Views

11-12 February, freezing cold rain and hail in showers, and gorgeous snow on the mountains.

In town and the burbs, only the rare gap in houses etc. allows for views of mountains that would be visible from more or less anywhere before the gringo invasion. I see people everywhere, totally oblivious of the spectacle.

One more way that we have isolated ourselves, cut ourselves off from even the most blatant aspects of nature.

And the ocean, as I drive up the coast, is a whole new glory.  All the world, in fact, is looking fresh, new, clean.
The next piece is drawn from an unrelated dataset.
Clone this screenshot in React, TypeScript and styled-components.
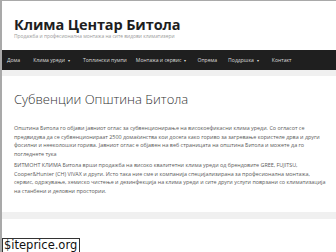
import React from "react";
import styled, { createGlobalStyle } from "styled-components";

const Global = createGlobalStyle`
  html, body { margin: 0; padding: 0; background: #ffffff; }
  body { font-family: "Open Sans", "Liberation Sans", sans-serif; overflow: hidden; }
`;

const Frame = styled.div`
  width: 336px;
  height: 252px;
  box-sizing: border-box;
  border-top: 1px solid #a9a9a9;
  border-left: 2px solid #a9a9a9;
  background: #ffffff;
  position: relative;
  overflow: hidden;
`;

const Header = styled.header`
  height: 49px;
  box-sizing: border-box;
  padding: 15px 0 0 12px;
  background: #ffffff;
`;

const Title = styled.h1`
  margin: 0;
  font-size: 14.5px;
  line-height: 17px;
  font-weight: 700;
  color: #1e1e1e;
  letter-spacing: -0.1px;
`;

const Tagline = styled.div`
  margin-top: 0;
  font-size: 4.9px;
  line-height: 6px;
  color: #9a9a9a;
`;

const Nav = styled.nav`
  height: 20px;
  background: #1f1f1f;
  display: flex;
  align-items: center;
  padding-left: 5px;
`;

const NavItem = styled.span<{ $gap: number }>`
  font-size: 5.1px;
  color: #dcdcdc;
  margin-right: ${(p) => p.$gap}px;
  white-space: nowrap;
`;

const Caret = styled.span`
  margin-left: 3px;
  font-size: 4px;
`;

const Body = styled.div`
  background: #f0f0f0;
  padding: 6px 0 7px;
`;

const Card = styled.article`
  background: #ffffff;
  padding: 16px 9px 17px 12px;
`;

const Heading = styled.h2`
  margin: 0 0 17px;
  font-size: 13px;
  line-height: 15px;
  font-weight: 300;
  color: #333333;
`;

const Para = styled.p`
  margin: 0 0 3px;
  font-size: 5.4px;
  line-height: 8.5px;
  color: #5a5a5a;
  &:last-child { margin-bottom: 0; }
`;

const Watermark = styled.div`
  position: absolute;
  left: 0;
  bottom: 0;
  padding: 0 2px 0 1px;
  border: 1px solid #333;
  border-bottom: none;
  background: #ffffff;
  font-family: "DejaVu Sans", sans-serif;
  font-size: 11.5px;
  line-height: 13px;
  color: #111;
`;

const navItems: { label: string; caret?: boolean; gap: number }[] = [
  { label: "Дома", gap: 13 },
  { label: "Клима уреди", caret: true, gap: 13 },
  { label: "Топлински пумпи", gap: 9 },
  { label: "Монтажа и сервис", caret: true, gap: 11 },
  { label: "Опрема", gap: 11 },
  { label: "Поддршка", caret: true, gap: 13 },
  { label: "Контакт", gap: 0 },
];

export default function App() {
  return (
    <>
      <Global />
      <Frame>
        <Header>
          <Title>Клима Центар Битола</Title>
          <Tagline>Продажба и професионална монтажа на сите видови климатизери</Tagline>
        </Header>
        <Nav>
          {navItems.map((n) => (
            <NavItem key={n.label} $gap={n.gap}>
              {n.label}
              {n.caret && <Caret>▾</Caret>}
            </NavItem>
          ))}
        </Nav>
        <Body>
          <Card>
            <Heading>Субвенции Општина Битола</Heading>
            <Para>
              Општина Битола го објави јавниот оглас за субвенционирање на високоефикасни клима уреди. Со огласот се
              предвидува да се субвенционираат 2500 домаќинства кои досега како гориво за загревање користеле дрва и други
              фосилни и нееколошки горива. Јавниот оглас е објавен на веб страницата на општина Битола и можете да го
              погледнете тука
            </Para>
            <Para>
              БИТМОНТ КЛИМА Битола врши продажба на високо квалитетни клима уреди од брендовите GREE, FUJITSU,
              Cooper&amp;Hunter (CH) VIVAX и други. Исто така ние сме и компанија специјализирана за професионална монтажа,
              сервис, одржување, хемиско чистење и дезинфекција на клима уреди и сите други услуги поврзани со климатизација
              на станбени и деловни простории.
            </Para>
          </Card>
        </Body>
        <Watermark>$iteprice.org</Watermark>
      </Frame>
    </>
  );
}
This is, in fact, possibly my new favorite time of year, the time when botanizing is at its most exhilarating. Clover hunting (when all the leaf patterns are most vivid); dainty annuals; regreening shrubs; lush, dewy, burgeoning bryophytes; clear, clean, fresh, light.

And speaking of the showy mountains, how many people who live on the Santa Cruz terrace can even see the ocean anymore. The Indians were lucky. Look one way to the sea, the other to the high ridges, and in the foreground in any direction is green freshness.

Regarding which, from Highway 1 the contrast is agonizingly obvious between the gorgeous, fresh new green “lawn” of Younger Ranch separated by a fence from the dull, dead grass of Wilder Ranch. Private vs. public. Life vs. death. Change vs. stagnation.